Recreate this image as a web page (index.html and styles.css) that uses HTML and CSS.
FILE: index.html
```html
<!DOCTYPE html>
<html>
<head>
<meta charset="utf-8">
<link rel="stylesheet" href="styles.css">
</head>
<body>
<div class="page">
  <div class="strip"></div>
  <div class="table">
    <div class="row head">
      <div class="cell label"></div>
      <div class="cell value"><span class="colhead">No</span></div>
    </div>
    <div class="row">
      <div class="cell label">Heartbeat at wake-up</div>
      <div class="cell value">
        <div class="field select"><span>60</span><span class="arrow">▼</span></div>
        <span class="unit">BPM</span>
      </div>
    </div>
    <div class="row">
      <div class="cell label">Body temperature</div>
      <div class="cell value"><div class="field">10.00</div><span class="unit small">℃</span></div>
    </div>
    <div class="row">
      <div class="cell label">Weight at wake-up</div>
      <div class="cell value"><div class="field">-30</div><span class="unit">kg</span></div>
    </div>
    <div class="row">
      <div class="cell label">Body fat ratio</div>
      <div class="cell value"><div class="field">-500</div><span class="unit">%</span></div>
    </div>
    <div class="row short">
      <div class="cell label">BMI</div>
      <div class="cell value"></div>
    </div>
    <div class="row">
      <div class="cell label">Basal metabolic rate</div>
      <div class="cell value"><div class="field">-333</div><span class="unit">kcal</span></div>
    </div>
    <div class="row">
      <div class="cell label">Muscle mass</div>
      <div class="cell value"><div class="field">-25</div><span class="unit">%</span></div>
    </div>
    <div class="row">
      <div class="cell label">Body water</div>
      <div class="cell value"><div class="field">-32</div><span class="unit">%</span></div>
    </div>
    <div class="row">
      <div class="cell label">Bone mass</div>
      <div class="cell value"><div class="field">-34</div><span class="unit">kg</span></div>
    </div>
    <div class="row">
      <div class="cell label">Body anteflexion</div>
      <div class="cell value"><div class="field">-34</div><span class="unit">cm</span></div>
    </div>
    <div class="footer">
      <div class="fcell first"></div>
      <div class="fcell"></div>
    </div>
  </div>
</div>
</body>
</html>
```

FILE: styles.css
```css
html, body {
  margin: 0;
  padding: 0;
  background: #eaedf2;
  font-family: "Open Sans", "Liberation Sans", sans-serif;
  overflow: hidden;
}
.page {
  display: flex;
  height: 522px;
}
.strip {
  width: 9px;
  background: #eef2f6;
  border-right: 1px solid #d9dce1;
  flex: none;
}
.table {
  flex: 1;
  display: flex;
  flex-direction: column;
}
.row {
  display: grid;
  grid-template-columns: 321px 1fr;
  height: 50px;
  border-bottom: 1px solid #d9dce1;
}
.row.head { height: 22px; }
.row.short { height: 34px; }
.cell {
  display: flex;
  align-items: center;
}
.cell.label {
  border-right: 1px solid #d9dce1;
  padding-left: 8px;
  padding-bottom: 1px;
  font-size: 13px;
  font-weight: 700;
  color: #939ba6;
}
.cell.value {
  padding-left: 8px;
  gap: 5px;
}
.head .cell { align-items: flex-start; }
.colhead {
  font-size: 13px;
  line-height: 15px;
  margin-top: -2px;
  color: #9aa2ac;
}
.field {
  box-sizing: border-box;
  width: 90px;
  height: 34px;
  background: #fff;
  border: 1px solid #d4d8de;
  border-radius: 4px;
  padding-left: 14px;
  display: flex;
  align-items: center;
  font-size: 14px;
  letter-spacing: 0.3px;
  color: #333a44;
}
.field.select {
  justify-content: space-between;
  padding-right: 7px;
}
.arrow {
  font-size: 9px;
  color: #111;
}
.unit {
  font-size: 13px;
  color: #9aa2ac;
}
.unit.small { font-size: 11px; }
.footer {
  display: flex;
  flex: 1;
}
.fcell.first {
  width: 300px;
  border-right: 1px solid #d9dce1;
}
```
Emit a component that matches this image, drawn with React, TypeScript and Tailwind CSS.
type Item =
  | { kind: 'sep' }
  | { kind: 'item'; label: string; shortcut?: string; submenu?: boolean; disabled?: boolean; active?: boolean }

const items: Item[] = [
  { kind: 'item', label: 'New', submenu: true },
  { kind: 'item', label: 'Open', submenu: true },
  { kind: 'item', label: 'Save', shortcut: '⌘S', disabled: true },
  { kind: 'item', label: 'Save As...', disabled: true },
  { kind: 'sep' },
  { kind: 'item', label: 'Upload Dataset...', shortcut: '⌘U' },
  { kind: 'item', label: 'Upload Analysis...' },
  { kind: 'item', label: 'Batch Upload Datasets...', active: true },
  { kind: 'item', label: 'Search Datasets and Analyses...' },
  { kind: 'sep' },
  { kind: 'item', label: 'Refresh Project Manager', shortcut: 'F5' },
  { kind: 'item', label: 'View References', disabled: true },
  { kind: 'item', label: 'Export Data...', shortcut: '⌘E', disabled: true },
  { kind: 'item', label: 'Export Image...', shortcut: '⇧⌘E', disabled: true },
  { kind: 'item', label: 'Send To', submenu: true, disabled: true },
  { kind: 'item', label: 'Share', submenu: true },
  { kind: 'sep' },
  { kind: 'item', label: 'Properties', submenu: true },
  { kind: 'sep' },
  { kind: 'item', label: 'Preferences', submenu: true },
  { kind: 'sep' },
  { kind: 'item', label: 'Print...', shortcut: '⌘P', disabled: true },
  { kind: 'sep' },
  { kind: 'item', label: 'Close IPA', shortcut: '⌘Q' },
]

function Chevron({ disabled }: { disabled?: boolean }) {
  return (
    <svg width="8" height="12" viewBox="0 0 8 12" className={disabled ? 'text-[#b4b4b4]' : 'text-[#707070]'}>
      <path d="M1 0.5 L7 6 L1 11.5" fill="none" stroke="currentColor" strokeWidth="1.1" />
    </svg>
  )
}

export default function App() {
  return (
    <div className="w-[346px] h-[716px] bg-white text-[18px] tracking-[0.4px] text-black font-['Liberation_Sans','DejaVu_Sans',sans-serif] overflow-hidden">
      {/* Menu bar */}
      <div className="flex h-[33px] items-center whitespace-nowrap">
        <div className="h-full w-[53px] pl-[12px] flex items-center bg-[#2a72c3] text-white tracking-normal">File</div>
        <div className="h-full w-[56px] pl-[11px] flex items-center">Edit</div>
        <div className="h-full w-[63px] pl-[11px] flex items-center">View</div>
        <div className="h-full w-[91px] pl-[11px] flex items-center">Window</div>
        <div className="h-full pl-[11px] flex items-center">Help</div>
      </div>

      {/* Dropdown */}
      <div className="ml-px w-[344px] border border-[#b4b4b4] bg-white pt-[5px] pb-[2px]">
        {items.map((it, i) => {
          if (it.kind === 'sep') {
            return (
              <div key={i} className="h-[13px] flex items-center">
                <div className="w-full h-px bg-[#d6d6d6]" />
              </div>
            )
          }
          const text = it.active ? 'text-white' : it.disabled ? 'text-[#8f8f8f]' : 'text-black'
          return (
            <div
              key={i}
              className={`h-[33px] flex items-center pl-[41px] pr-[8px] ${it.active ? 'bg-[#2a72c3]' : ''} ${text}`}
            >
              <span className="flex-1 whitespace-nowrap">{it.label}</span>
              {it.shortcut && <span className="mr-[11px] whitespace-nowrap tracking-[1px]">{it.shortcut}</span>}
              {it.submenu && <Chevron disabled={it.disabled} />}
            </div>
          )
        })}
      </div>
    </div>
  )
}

_What needs to be done_
Each record above must be given again exactly.

_The result_
Recreate this image as a web page (index.html and styles.css) that uses HTML and CSS.
FILE: index.html
```html
<!DOCTYPE html>
<html>
<head>
<meta charset="utf-8">
<link rel="stylesheet" href="styles.css">
</head>
<body>
<div class="page">
  <div class="strip"></div>
  <div class="table">
    <div class="row head">
      <div class="cell label"></div>
      <div class="cell value"><span class="colhead">No</span></div>
    </div>
    <div class="row">
      <div class="cell label">Heartbeat at wake-up</div>
      <div class="cell value">
        <div class="field select"><span>60</span><span class="arrow">▼</span></div>
        <span class="unit">BPM</span>
      </div>
    </div>
    <div class="row">
      <div class="cell label">Body temperature</div>
      <div class="cell value"><div class="field">10.00</div><span class="unit small">℃</span></div>
    </div>
    <div class="row">
      <div class="cell label">Weight at wake-up</div>
      <div class="cell value"><div class="field">-30</div><span class="unit">kg</span></div>
    </div>
    <div class="row">
      <div class="cell label">Body fat ratio</div>
      <div class="cell value"><div class="field">-500</div><span class="unit">%</span></div>
    </div>
    <div class="row short">
      <div class="cell label">BMI</div>
      <div class="cell value"></div>
    </div>
    <div class="row">
      <div class="cell label">Basal metabolic rate</div>
      <div class="cell value"><div class="field">-333</div><span class="unit">kcal</span></div>
    </div>
    <div class="row">
      <div class="cell label">Muscle mass</div>
      <div class="cell value"><div class="field">-25</div><span class="unit">%</span></div>
    </div>
    <div class="row">
      <div class="cell label">Body water</div>
      <div class="cell value"><div class="field">-32</div><span class="unit">%</span></div>
    </div>
    <div class="row">
      <div class="cell label">Bone mass</div>
      <div class="cell value"><div class="field">-34</div><span class="unit">kg</span></div>
    </div>
    <div class="row">
      <div class="cell label">Body anteflexion</div>
      <div class="cell value"><div class="field">-34</div><span class="unit">cm</span></div>
    </div>
    <div class="footer">
      <div class="fcell first"></div>
      <div class="fcell"></div>
    </div>
  </div>
</div>
</body>
</html>
```

FILE: styles.css
```css
html, body {
  margin: 0;
  padding: 0;
  background: #eaedf2;
  font-family: "Open Sans", "Liberation Sans", sans-serif;
  overflow: hidden;
}
.page {
  display: flex;
  height: 522px;
}
.strip {
  width: 9px;
  background: #eef2f6;
  border-right: 1px solid #d9dce1;
  flex: none;
}
.table {
  flex: 1;
  display: flex;
  flex-direction: column;
}
.row {
  display: grid;
  grid-template-columns: 321px 1fr;
  height: 50px;
  border-bottom: 1px solid #d9dce1;
}
.row.head { height: 22px; }
.row.short { height: 34px; }
.cell {
  display: flex;
  align-items: center;
}
.cell.label {
  border-right: 1px solid #d9dce1;
  padding-left: 8px;
  padding-bottom: 1px;
  font-size: 13px;
  font-weight: 700;
  color: #939ba6;
}
.cell.value {
  padding-left: 8px;
  gap: 5px;
}
.head .cell { align-items: flex-start; }
.colhead {
  font-size: 13px;
  line-height: 15px;
  margin-top: -2px;
  color: #9aa2ac;
}
.field {
  box-sizing: border-box;
  width: 90px;
  height: 34px;
  background: #fff;
  border: 1px solid #d4d8de;
  border-radius: 4px;
  padding-left: 14px;
  display: flex;
  align-items: center;
  font-size: 14px;
  letter-spacing: 0.3px;
  color: #333a44;
}
.field.select {
  justify-content: space-between;
  padding-right: 7px;
}
.arrow {
  font-size: 9px;
  color: #111;
}
.unit {
  font-size: 13px;
  color: #9aa2ac;
}
.unit.small { font-size: 11px; }
.footer {
  display: flex;
  flex: 1;
}
.fcell.first {
  width: 300px;
  border-right: 1px solid #d9dce1;
}
```
Emit a component that matches this image, drawn with React, TypeScript and Tailwind CSS.
type Item =
  | { kind: 'sep' }
  | { kind: 'item'; label: string; shortcut?: string; submenu?: boolean; disabled?: boolean; active?: boolean }

const items: Item[] = [
  { kind: 'item', label: 'New', submenu: true },
  { kind: 'item', label: 'Open', submenu: true },
  { kind: 'item', label: 'Save', shortcut: '⌘S', disabled: true },
  { kind: 'item', label: 'Save As...', disabled: true },
  { kind: 'sep' },
  { kind: 'item', label: 'Upload Dataset...', shortcut: '⌘U' },
  { kind: 'item', label: 'Upload Analysis...' },
  { kind: 'item', label: 'Batch Upload Datasets...', active: true },
  { kind: 'item', label: 'Search Datasets and Analyses...' },
  { kind: 'sep' },
  { kind: 'item', label: 'Refresh Project Manager', shortcut: 'F5' },
  { kind: 'item', label: 'View References', disabled: true },
  { kind: 'item', label: 'Export Data...', shortcut: '⌘E', disabled: true },
  { kind: 'item', label: 'Export Image...', shortcut: '⇧⌘E', disabled: true },
  { kind: 'item', label: 'Send To', submenu: true, disabled: true },
  { kind: 'item', label: 'Share', submenu: true },
  { kind: 'sep' },
  { kind: 'item', label: 'Properties', submenu: true },
  { kind: 'sep' },
  { kind: 'item', label: 'Preferences', submenu: true },
  { kind: 'sep' },
  { kind: 'item', label: 'Print...', shortcut: '⌘P', disabled: true },
  { kind: 'sep' },
  { kind: 'item', label: 'Close IPA', shortcut: '⌘Q' },
]

function Chevron({ disabled }: { disabled?: boolean }) {
  return (
    <svg width="8" height="12" viewBox="0 0 8 12" className={disabled ? 'text-[#b4b4b4]' : 'text-[#707070]'}>
      <path d="M1 0.5 L7 6 L1 11.5" fill="none" stroke="currentColor" strokeWidth="1.1" />
    </svg>
  )
}

export default function App() {
  return (
    <div className="w-[346px] h-[716px] bg-white text-[18px] tracking-[0.4px] text-black font-['Liberation_Sans','DejaVu_Sans',sans-serif] overflow-hidden">
      {/* Menu bar */}
      <div className="flex h-[33px] items-center whitespace-nowrap">
        <div className="h-full w-[53px] pl-[12px] flex items-center bg-[#2a72c3] text-white tracking-normal">File</div>
        <div className="h-full w-[56px] pl-[11px] flex items-center">Edit</div>
        <div className="h-full w-[63px] pl-[11px] flex items-center">View</div>
        <div className="h-full w-[91px] pl-[11px] flex items-center">Window</div>
        <div className="h-full pl-[11px] flex items-center">Help</div>
      </div>

      {/* Dropdown */}
      <div className="ml-px w-[344px] border border-[#b4b4b4] bg-white pt-[5px] pb-[2px]">
        {items.map((it, i) => {
          if (it.kind === 'sep') {
            return (
              <div key={i} className="h-[13px] flex items-center">
                <div className="w-full h-px bg-[#d6d6d6]" />
              </div>
            )
          }
          const text = it.active ? 'text-white' : it.disabled ? 'text-[#8f8f8f]' : 'text-black'
          return (
            <div
              key={i}
              className={`h-[33px] flex items-center pl-[41px] pr-[8px] ${it.active ? 'bg-[#2a72c3]' : ''} ${text}`}
            >
              <span className="flex-1 whitespace-nowrap">{it.label}</span>
              {it.shortcut && <span className="mr-[11px] whitespace-nowrap tracking-[1px]">{it.shortcut}</span>}
              {it.submenu && <Chevron disabled={it.disabled} />}
            </div>
          )
        })}
      </div>
    </div>
  )
}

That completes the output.